— Start Given data —
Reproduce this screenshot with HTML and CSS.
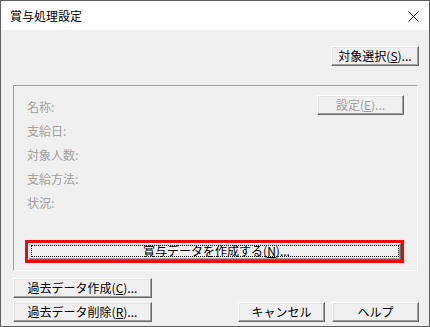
FILE: index.html
```html
<!DOCTYPE html>
<html lang="ja">
<head>
<meta charset="utf-8">
<title>賞与処理設定</title>
<link rel="stylesheet" href="styles.css">
</head>
<body>
<div class="window">
  <div class="titlebar">
    <span class="title">賞与処理設定</span>
    <svg class="close" width="11" height="11" viewBox="0 0 11 11"><path d="M0.5 0.5L10.5 10.5M10.5 0.5L0.5 10.5" stroke="#000" stroke-width="1" fill="none"/></svg>
  </div>
  <div class="client">
    <div class="toprow">
      <button class="btn w88">対象選択(<u>S</u>)...</button>
    </div>
    <div class="group">
      <div class="grouptop">
        <div class="labels">
          <div class="lbl">名称:</div>
          <div class="lbl">支給日:</div>
          <div class="lbl">対象人数:</div>
          <div class="lbl">支給方法:</div>
          <div class="lbl">状況:</div>
        </div>
        <button class="btn w87 disabled">設定(<u>E</u>)...</button>
      </div>
      <div class="bigwrap">
        <button class="btn big"><span class="focus">賞与データを作成する(<u>N</u>)...</span></button>
        <div class="mark"></div>
      </div>
    </div>
    <div class="bottom">
      <div class="leftcol">
        <button class="btn w139">過去データ作成(<u>C</u>)...</button>
        <button class="btn w139">過去データ削除(<u>R</u>)...</button>
      </div>
      <div class="rightbtns">
        <button class="btn w87">キャンセル</button>
        <button class="btn w87">ヘルプ</button>
      </div>
    </div>
  </div>
</div>
</body>
</html>
```

FILE: styles.css
```css
* { box-sizing: border-box; }
html, body { margin: 0; padding: 0; }
body {
  font-family: "Noto Sans CJK JP", "Noto Sans", sans-serif;
  font-size: 12px;
  color: #000;
  background: #f0f0f0;
}
.window {
  width: 430px;
  height: 327px;
  border: 1px solid #5f5f5f;
  display: flex;
  flex-direction: column;
  background: #f0f0f0;
}
.titlebar {
  height: 29px;
  background: #fff;
  display: flex;
  align-items: center;
  justify-content: space-between;
  padding: 0 10px 0 9px;
  flex: none;
}
.title { font-size: 12px; line-height: 14px; }
.close { display: block; margin-top: 2px; }
.client {
  flex: 1;
  display: flex;
  flex-direction: column;
  padding: 16px 10px 4px 12px;
}
.toprow {
  display: flex;
  justify-content: flex-end;
}
.btn {
  font-family: inherit;
  font-size: 12px;
  line-height: 14px;
  color: #000;
  background: #f0f0f0;
  border: 1px solid;
  border-color: #fff #696969 #696969 #fff;
  box-shadow: inset -1px -1px 0 #a0a0a0, inset 1px 1px 0 #e3e3e3;
  height: 20px;
  padding: 0 2px 1px;
  margin: 0;
  display: flex;
  align-items: center;
  justify-content: center;
  white-space: nowrap;
}
.btn u { text-decoration: underline; text-underline-offset: 1px; }
.w88 { width: 88px; }
.w87 { width: 87px; }
.w139 { width: 139px; }
.disabled { color: #a0a0a0; }
.group {
  margin-top: 19px;
  width: 405px;
  height: 186px;
  border: 1px solid;
  border-color: #a0a0a0 #fff #fff #a0a0a0;
  display: flex;
  flex-direction: column;
  padding: 9px 13px 0 13px;
}
.grouptop {
  display: flex;
  justify-content: space-between;
  align-items: flex-start;
}
.labels { display: flex; flex-direction: column; }
.lbl {
  height: 24px;
  line-height: 24px;
  color: #a0a0a0;
}
.bigwrap {
  position: relative;
  margin: 28px 0 0 1px;
  width: 373px;
  height: 17px;
}
.big {
  width: 373px;
  height: 17px;
  padding: 0;
  position: relative;
}
.focus {
  position: absolute;
  left: 2px; top: 1px; right: 1px; bottom: 2px;
  border: 1px dotted #000;
  display: flex;
  align-items: center;
  justify-content: center;
  padding-left: 3px;
}
.mark {
  position: absolute;
  left: -3px; top: -3px; right: -3px; bottom: -3px;
  border: 3px solid #ff0000;
  pointer-events: none;
}
.bottom {
  margin-top: 7px;
  display: flex;
  justify-content: space-between;
  align-items: flex-end;
}
.leftcol { display: flex; flex-direction: column; gap: 4px; }
.rightbtns { display: flex; gap: 7px; }
```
— End Given data —
Reproduce the material above in full and without alteration, but skip all pictures.

Reproduce this screenshot with HTML and CSS.
FILE: index.html
```html
<!DOCTYPE html>
<html lang="ja">
<head>
<meta charset="utf-8">
<title>賞与処理設定</title>
<link rel="stylesheet" href="styles.css">
</head>
<body>
<div class="window">
  <div class="titlebar">
    <span class="title">賞与処理設定</span>
    <svg class="close" width="11" height="11" viewBox="0 0 11 11"><path d="M0.5 0.5L10.5 10.5M10.5 0.5L0.5 10.5" stroke="#000" stroke-width="1" fill="none"/></svg>
  </div>
  <div class="client">
    <div class="toprow">
      <button class="btn w88">対象選択(<u>S</u>)...</button>
    </div>
    <div class="group">
      <div class="grouptop">
        <div class="labels">
          <div class="lbl">名称:</div>
          <div class="lbl">支給日:</div>
          <div class="lbl">対象人数:</div>
          <div class="lbl">支給方法:</div>
          <div class="lbl">状況:</div>
        </div>
        <button class="btn w87 disabled">設定(<u>E</u>)...</button>
      </div>
      <div class="bigwrap">
        <button class="btn big"><span class="focus">賞与データを作成する(<u>N</u>)...</span></button>
        <div class="mark"></div>
      </div>
    </div>
    <div class="bottom">
      <div class="leftcol">
        <button class="btn w139">過去データ作成(<u>C</u>)...</button>
        <button class="btn w139">過去データ削除(<u>R</u>)...</button>
      </div>
      <div class="rightbtns">
        <button class="btn w87">キャンセル</button>
        <button class="btn w87">ヘルプ</button>
      </div>
    </div>
  </div>
</div>
</body>
</html>
```

FILE: styles.css
```css
* { box-sizing: border-box; }
html, body { margin: 0; padding: 0; }
body {
  font-family: "Noto Sans CJK JP", "Noto Sans", sans-serif;
  font-size: 12px;
  color: #000;
  background: #f0f0f0;
}
.window {
  width: 430px;
  height: 327px;
  border: 1px solid #5f5f5f;
  display: flex;
  flex-direction: column;
  background: #f0f0f0;
}
.titlebar {
  height: 29px;
  background: #fff;
  display: flex;
  align-items: center;
  justify-content: space-between;
  padding: 0 10px 0 9px;
  flex: none;
}
.title { font-size: 12px; line-height: 14px; }
.close { display: block; margin-top: 2px; }
.client {
  flex: 1;
  display: flex;
  flex-direction: column;
  padding: 16px 10px 4px 12px;
}
.toprow {
  display: flex;
  justify-content: flex-end;
}
.btn {
  font-family: inherit;
  font-size: 12px;
  line-height: 14px;
  color: #000;
  background: #f0f0f0;
  border: 1px solid;
  border-color: #fff #696969 #696969 #fff;
  box-shadow: inset -1px -1px 0 #a0a0a0, inset 1px 1px 0 #e3e3e3;
  height: 20px;
  padding: 0 2px 1px;
  margin: 0;
  display: flex;
  align-items: center;
  justify-content: center;
  white-space: nowrap;
}
.btn u { text-decoration: underline; text-underline-offset: 1px; }
.w88 { width: 88px; }
.w87 { width: 87px; }
.w139 { width: 139px; }
.disabled { color: #a0a0a0; }
.group {
  margin-top: 19px;
  width: 405px;
  height: 186px;
  border: 1px solid;
  border-color: #a0a0a0 #fff #fff #a0a0a0;
  display: flex;
  flex-direction: column;
  padding: 9px 13px 0 13px;
}
.grouptop {
  display: flex;
  justify-content: space-between;
  align-items: flex-start;
}
.labels { display: flex; flex-direction: column; }
.lbl {
  height: 24px;
  line-height: 24px;
  color: #a0a0a0;
}
.bigwrap {
  position: relative;
  margin: 28px 0 0 1px;
  width: 373px;
  height: 17px;
}
.big {
  width: 373px;
  height: 17px;
  padding: 0;
  position: relative;
}
.focus {
  position: absolute;
  left: 2px; top: 1px; right: 1px; bottom: 2px;
  border: 1px dotted #000;
  display: flex;
  align-items: center;
  justify-content: center;
  padding-left: 3px;
}
.mark {
  position: absolute;
  left: -3px; top: -3px; right: -3px; bottom: -3px;
  border: 3px solid #ff0000;
  pointer-events: none;
}
.bottom {
  margin-top: 7px;
  display: flex;
  justify-content: space-between;
  align-items: flex-end;
}
.leftcol { display: flex; flex-direction: column; gap: 4px; }
.rightbtns { display: flex; gap: 7px; }
```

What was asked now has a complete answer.